A limited number of young women thrown abruptly upon their own resources become social secretaries if their own social positions have insensibly prepared them for the position, and if they live in a city large enough to warrant this fancy but by no means inactive post. In Washington they are much in demand by Senators' and Congressmen's wives suddenly translated from a small town where the banker's lady hobnobbed with the prosperous undertaker's family, to a city where the laws of social precedence are as rigid as at the court of the Hapsburgs and a good deal more complicated. But these young women must themselves have lived in Washington for many years, or they will be forced to divide their salary with a native assistant.

The most famous social secretary in the United States, if not in the world, is Maria de Barril, and she is secretary not to one rich woman but to New York society itself. Her position, entirely self-made, is unique and secure, and well worth telling.

Pampered for the first twenty years of her life like a princess and with all her blood derived from one of the oldest and most relaxed nations in Europe, she was suddenly forced to choose between sinking out of sight, the mere breath kept in her body, perhaps, on a pittance from distant relatives, or going to work.

She did not hesitate an instant.
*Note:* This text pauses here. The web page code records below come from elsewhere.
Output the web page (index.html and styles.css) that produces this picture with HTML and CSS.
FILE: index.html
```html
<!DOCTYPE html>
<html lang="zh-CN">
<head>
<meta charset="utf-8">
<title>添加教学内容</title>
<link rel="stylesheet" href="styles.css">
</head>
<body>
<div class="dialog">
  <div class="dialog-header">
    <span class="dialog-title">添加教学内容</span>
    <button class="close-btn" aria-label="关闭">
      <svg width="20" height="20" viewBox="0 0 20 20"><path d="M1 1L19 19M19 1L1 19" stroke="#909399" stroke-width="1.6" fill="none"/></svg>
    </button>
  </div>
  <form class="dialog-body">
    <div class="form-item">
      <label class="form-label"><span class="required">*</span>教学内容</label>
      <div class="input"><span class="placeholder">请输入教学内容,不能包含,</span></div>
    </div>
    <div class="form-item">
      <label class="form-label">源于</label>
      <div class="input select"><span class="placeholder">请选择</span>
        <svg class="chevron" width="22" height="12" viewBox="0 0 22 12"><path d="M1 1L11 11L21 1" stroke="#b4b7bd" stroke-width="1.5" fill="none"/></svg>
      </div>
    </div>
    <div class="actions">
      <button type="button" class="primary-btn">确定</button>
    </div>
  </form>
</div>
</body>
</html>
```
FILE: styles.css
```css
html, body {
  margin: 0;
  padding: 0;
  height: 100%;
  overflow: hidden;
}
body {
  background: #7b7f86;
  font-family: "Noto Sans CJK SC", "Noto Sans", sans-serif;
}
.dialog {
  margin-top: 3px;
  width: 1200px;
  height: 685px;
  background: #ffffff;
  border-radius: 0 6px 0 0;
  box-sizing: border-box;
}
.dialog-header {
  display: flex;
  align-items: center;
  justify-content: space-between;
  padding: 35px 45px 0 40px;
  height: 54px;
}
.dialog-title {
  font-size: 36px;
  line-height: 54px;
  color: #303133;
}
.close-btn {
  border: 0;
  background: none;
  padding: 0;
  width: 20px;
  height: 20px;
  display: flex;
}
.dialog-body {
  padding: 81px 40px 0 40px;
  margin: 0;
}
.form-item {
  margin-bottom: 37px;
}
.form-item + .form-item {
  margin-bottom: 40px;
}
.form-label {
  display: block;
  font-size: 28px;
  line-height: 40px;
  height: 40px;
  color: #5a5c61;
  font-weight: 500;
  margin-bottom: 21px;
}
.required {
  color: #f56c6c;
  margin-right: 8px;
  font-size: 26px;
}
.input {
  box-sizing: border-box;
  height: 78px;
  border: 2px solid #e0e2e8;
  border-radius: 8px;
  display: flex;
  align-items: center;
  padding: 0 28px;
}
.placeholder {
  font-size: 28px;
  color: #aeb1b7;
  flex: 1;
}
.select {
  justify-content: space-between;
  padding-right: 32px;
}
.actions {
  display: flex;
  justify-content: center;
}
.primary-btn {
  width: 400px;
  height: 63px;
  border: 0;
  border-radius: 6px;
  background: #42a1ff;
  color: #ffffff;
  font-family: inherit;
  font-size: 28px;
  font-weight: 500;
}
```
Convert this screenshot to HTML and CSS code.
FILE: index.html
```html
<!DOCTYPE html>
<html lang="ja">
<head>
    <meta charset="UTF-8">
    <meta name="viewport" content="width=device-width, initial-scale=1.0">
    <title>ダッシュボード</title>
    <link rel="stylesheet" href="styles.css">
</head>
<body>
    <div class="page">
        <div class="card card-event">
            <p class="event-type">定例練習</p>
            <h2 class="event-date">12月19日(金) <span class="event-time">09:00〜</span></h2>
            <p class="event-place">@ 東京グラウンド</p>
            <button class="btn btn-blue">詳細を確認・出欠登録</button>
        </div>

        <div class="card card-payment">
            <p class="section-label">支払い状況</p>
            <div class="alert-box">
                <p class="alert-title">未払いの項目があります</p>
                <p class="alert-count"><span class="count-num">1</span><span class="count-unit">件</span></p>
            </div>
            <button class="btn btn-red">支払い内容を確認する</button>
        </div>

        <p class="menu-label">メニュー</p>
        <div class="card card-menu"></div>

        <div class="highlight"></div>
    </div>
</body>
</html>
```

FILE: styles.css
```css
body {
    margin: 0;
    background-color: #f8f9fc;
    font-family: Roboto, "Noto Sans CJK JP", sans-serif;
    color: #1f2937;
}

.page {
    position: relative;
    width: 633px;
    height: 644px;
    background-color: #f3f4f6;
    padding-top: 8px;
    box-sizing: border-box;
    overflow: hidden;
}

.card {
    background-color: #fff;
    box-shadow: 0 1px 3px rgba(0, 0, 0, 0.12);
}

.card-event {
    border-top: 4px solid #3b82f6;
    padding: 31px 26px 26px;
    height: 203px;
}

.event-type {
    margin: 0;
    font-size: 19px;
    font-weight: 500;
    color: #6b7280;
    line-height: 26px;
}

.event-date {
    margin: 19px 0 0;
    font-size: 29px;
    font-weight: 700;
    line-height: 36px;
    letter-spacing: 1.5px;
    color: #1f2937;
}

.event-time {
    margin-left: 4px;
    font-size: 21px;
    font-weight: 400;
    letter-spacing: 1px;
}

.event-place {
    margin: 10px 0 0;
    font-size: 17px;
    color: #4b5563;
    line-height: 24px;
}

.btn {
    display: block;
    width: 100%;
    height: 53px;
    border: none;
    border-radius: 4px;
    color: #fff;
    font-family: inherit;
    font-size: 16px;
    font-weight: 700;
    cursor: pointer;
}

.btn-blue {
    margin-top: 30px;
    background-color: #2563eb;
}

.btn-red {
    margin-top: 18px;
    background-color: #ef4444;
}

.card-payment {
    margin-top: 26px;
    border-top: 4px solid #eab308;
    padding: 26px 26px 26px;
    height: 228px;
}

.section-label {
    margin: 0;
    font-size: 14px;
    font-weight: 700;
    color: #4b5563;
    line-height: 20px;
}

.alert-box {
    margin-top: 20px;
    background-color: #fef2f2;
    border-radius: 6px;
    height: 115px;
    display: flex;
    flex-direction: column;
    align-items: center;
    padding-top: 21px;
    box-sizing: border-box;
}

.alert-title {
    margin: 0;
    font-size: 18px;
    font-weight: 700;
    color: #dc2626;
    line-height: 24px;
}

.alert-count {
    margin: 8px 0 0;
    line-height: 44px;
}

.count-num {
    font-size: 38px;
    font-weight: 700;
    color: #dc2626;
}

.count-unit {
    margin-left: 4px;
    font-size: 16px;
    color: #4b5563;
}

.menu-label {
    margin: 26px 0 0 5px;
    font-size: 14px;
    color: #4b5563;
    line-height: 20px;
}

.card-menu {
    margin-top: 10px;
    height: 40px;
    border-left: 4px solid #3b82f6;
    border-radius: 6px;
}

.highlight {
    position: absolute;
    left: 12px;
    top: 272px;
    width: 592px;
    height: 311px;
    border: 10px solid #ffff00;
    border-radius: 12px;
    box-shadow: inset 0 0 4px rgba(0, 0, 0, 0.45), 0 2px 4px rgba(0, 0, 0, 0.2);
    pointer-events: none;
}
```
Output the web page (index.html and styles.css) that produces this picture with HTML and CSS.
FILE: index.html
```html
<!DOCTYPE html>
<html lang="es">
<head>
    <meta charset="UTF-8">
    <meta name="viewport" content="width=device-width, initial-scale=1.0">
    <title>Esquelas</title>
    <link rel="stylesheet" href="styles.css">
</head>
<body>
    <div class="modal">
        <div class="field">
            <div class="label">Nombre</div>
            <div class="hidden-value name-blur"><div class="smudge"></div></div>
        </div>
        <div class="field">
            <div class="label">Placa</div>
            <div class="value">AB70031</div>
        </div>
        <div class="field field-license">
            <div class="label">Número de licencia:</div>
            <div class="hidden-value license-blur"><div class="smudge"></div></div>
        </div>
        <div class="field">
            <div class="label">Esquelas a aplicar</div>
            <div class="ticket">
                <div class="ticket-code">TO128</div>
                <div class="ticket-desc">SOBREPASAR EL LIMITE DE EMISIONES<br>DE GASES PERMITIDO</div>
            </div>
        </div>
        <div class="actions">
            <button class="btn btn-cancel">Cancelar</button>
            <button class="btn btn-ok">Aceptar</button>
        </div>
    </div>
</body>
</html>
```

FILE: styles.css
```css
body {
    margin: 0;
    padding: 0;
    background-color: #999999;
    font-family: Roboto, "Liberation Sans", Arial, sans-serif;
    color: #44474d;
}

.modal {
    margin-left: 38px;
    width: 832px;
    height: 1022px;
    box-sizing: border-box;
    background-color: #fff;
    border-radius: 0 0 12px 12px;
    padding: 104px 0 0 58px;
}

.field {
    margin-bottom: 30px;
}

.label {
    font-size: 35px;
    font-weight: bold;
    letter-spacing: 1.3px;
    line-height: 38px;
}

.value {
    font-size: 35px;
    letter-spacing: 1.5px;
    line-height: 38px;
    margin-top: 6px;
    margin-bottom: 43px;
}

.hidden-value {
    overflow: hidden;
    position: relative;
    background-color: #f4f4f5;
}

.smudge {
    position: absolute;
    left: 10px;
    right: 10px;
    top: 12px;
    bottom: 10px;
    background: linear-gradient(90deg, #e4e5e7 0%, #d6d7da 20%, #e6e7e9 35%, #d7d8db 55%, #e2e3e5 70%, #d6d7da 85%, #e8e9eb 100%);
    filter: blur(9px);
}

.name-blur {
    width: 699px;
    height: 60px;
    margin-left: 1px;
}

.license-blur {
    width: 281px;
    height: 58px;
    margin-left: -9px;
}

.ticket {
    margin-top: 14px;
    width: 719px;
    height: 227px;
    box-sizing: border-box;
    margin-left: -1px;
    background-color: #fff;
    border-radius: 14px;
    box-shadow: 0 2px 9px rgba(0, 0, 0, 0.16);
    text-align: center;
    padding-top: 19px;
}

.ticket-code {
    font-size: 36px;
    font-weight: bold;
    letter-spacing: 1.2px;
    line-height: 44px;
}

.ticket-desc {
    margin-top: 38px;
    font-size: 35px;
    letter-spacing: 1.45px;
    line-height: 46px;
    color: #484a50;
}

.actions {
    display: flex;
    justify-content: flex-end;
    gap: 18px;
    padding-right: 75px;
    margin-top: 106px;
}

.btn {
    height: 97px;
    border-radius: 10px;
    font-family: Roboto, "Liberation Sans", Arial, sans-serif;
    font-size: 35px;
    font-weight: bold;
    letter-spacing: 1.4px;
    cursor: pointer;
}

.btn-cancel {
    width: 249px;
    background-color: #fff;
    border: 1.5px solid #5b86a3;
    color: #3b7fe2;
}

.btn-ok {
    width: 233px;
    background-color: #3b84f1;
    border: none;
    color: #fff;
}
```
Being of society she knew its needs, and although she was too young to look far ahead and foresee the structure which was to rise upon these tentative foundations, she shrewdly began by offering her services to certain friends often hopelessly bewildered with the mass of work they were obliged to leave to incompetent secretaries and housekeepers. One thing led to another, as it always does with brave spirits, and to-day Miss de Barril has a position in life which, with its independence and freedom, she would not exchange for that of any of her patrons. She conducted her economic venture with consummate tact from the first. Owing to a promise made her mother, the haughtiest of old Spanish dames as I remember her, she never has entered on business the houses of the society that employs her, and has retained her original social position apparently without effort.

She has offices, which she calls her embassy, and there, with a staff of secretaries, she advises, dictates, revises lists, issues thousands of invitations a week during the season, plans entertainments for practically all of New York society that makes a business of pleasure.

Some years ago a scion of one of those New York families so much written about that they have become almost historical, married after the death of his mother, and wished to introduce his bride at a dinner-dance in the large and ugly mansion whose portals in his mother's day opened only to the indisputably elect.

The bridegroom found his mother's list, but, never having exercised his masculine faculties in this fashion before, and hazy as to whether all on that list were still alive or within the pale, he wrote to the social ambassadress asking her to come to his house on a certain morning and advise him. Miss de Barril replied that not even for a member of his family, devoted as she was to it, would she break her promise to her mother, and he trotted down to her without further parley. Moreover, she was one of the guests at the dinner.

Of course it goes without saying that Miss de Barril has not only brains and energy, but character, a quite remarkably fascinating personality, and a thorough knowledge of the world. Many would have failed where she succeeded. She must have had many diplomatists among her ancestors, for her tact is incredible, although in her case Latin subtlety never has degenerated into hypocrisy. No woman has more devoted friends. Personally I know that I should have thrown them all out of the window the first month and then retired to a cave on a mountain. She must have the social sense in the highest degree, combined with a real love of "the world."

Her personal appearance may have something to do with her success. Descended on one side from the Incas of Peru, she looks like a Spanish grandee, and is known variously to her friends as "Inca," "Queen," and "Doña Maria"—my own name for her. When I knew her first she found it far too much of an effort to pull on her stockings and was as haughty and arrogant a young girl as was to be found in the then cold and stately city of New York. She looks as haughty as ever because it is difficult for a Spaniard of her blood to look otherwise; but her manners are now as charming as her manner is imposing; and if the bottom suddenly fell out of Society her developed force of character would steer her straight into another lucrative position with no disastrous loss of time.

It remains to be pointed out that she would have failed in this particular sphere if New York Society had been as callous and devoid of loyalty even in those days, as the novel of fashion has won its little success by depicting it. The most socially eminent of her friends were those that helped her from the first, and with them she is as intimate as ever to-day.